Locate each line holding the string "that" and copy it.

Front-end source files:

□ □ □ □ □

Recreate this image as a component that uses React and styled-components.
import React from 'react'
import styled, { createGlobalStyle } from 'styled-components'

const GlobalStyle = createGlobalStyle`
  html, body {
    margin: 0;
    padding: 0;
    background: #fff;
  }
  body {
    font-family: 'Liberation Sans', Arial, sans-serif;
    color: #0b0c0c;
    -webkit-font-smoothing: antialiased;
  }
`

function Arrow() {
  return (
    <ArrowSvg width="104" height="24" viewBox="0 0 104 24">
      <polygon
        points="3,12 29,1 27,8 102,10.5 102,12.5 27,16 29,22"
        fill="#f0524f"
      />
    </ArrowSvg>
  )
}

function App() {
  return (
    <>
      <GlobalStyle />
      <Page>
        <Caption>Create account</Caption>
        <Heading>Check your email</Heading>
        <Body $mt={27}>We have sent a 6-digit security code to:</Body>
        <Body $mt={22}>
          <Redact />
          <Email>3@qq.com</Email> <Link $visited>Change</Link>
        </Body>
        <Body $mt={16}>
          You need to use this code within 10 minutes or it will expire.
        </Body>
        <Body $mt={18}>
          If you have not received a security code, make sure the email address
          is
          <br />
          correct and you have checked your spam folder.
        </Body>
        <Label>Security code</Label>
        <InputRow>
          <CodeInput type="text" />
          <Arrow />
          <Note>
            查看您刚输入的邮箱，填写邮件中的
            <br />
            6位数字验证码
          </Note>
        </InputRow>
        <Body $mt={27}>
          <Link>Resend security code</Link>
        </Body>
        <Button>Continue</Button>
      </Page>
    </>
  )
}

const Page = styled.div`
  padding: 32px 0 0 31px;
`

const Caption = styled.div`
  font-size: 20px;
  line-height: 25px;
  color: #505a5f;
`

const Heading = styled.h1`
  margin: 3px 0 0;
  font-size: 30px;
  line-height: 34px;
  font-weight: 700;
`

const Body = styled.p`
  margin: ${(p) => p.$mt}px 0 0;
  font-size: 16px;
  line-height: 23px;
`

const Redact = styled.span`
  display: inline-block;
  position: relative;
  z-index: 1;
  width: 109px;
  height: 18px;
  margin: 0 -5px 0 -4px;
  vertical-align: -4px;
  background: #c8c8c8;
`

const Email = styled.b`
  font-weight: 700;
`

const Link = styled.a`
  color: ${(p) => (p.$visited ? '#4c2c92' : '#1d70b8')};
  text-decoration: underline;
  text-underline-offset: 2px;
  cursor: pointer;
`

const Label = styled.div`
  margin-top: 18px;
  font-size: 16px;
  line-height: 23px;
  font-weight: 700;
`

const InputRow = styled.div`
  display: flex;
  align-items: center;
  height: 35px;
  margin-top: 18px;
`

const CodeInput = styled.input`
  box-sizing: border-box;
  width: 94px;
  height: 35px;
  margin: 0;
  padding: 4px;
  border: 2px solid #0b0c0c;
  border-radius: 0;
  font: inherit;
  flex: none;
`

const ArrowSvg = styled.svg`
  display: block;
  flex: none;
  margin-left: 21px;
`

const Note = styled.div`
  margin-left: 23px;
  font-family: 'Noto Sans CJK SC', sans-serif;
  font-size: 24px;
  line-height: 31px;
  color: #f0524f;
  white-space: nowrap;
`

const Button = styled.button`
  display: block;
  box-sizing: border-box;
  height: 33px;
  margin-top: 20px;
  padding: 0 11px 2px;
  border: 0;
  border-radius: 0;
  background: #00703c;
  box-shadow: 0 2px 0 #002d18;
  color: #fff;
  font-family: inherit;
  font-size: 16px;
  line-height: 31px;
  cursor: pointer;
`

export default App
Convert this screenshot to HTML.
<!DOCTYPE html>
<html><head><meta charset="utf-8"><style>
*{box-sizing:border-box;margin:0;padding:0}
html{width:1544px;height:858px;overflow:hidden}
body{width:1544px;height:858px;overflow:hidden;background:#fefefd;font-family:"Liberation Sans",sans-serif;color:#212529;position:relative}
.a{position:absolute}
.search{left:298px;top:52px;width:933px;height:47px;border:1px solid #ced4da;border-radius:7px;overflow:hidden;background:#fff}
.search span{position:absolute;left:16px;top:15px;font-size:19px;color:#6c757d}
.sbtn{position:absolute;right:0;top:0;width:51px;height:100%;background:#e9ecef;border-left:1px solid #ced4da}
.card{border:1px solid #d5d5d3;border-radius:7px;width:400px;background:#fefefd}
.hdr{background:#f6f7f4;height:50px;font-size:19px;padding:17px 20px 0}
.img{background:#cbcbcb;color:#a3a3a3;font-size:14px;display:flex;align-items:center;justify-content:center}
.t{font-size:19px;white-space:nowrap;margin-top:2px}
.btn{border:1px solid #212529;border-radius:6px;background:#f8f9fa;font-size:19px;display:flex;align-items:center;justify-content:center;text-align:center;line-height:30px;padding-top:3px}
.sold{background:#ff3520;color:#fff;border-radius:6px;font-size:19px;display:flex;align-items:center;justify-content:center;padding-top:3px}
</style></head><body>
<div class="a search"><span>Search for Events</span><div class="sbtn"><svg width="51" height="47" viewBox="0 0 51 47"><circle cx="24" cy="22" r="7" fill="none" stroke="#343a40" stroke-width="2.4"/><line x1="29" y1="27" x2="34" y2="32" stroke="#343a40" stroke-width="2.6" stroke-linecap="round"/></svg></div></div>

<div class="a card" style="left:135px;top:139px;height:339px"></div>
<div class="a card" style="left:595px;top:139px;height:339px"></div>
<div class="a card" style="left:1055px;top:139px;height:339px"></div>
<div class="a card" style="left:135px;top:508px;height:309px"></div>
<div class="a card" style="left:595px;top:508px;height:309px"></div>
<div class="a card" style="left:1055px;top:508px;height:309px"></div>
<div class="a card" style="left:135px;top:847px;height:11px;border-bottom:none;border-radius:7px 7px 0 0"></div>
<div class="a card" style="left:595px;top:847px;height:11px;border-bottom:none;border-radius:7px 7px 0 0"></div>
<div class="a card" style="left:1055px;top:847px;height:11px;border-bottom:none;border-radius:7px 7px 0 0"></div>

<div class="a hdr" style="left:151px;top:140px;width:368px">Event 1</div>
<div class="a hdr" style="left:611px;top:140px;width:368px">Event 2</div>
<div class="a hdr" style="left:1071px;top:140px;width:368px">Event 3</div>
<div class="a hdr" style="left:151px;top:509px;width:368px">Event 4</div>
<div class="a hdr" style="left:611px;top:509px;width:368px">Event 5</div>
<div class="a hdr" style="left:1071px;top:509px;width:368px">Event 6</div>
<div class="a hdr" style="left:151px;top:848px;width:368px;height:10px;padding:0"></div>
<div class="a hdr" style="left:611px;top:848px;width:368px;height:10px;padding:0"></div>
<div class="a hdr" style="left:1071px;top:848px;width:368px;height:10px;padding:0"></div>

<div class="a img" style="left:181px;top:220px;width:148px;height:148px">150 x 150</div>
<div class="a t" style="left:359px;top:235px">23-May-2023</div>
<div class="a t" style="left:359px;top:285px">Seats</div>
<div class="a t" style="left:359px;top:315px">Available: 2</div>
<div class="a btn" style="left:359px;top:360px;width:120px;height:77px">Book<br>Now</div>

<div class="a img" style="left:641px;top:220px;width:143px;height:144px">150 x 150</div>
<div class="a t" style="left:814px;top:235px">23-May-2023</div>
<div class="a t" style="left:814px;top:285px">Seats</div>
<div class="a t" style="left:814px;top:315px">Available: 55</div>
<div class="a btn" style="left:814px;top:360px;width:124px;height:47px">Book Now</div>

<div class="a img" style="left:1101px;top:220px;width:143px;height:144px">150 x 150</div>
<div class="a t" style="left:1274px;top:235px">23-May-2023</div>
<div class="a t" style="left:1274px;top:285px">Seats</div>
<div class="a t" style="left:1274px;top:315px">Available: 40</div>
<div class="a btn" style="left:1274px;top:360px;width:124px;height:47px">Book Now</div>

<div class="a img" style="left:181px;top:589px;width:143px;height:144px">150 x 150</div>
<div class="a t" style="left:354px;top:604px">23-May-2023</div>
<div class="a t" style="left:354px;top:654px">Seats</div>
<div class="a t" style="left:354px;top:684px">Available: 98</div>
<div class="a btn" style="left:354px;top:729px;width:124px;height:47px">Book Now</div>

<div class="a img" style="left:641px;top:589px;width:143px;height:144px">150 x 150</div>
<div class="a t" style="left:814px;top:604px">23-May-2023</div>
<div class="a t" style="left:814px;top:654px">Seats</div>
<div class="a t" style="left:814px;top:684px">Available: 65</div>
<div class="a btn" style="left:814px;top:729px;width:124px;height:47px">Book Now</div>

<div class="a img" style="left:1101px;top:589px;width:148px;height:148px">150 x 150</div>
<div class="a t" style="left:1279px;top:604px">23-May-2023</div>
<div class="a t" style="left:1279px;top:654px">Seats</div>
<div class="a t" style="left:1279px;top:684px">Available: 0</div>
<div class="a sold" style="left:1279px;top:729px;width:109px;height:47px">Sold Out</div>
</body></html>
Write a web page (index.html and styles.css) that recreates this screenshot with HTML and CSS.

□ □ □ □ □

◆ SOLUTION
Recreate this image as a component that uses React and styled-components.
Write a web page (index.html and styles.css) that recreates this screenshot with HTML and CSS.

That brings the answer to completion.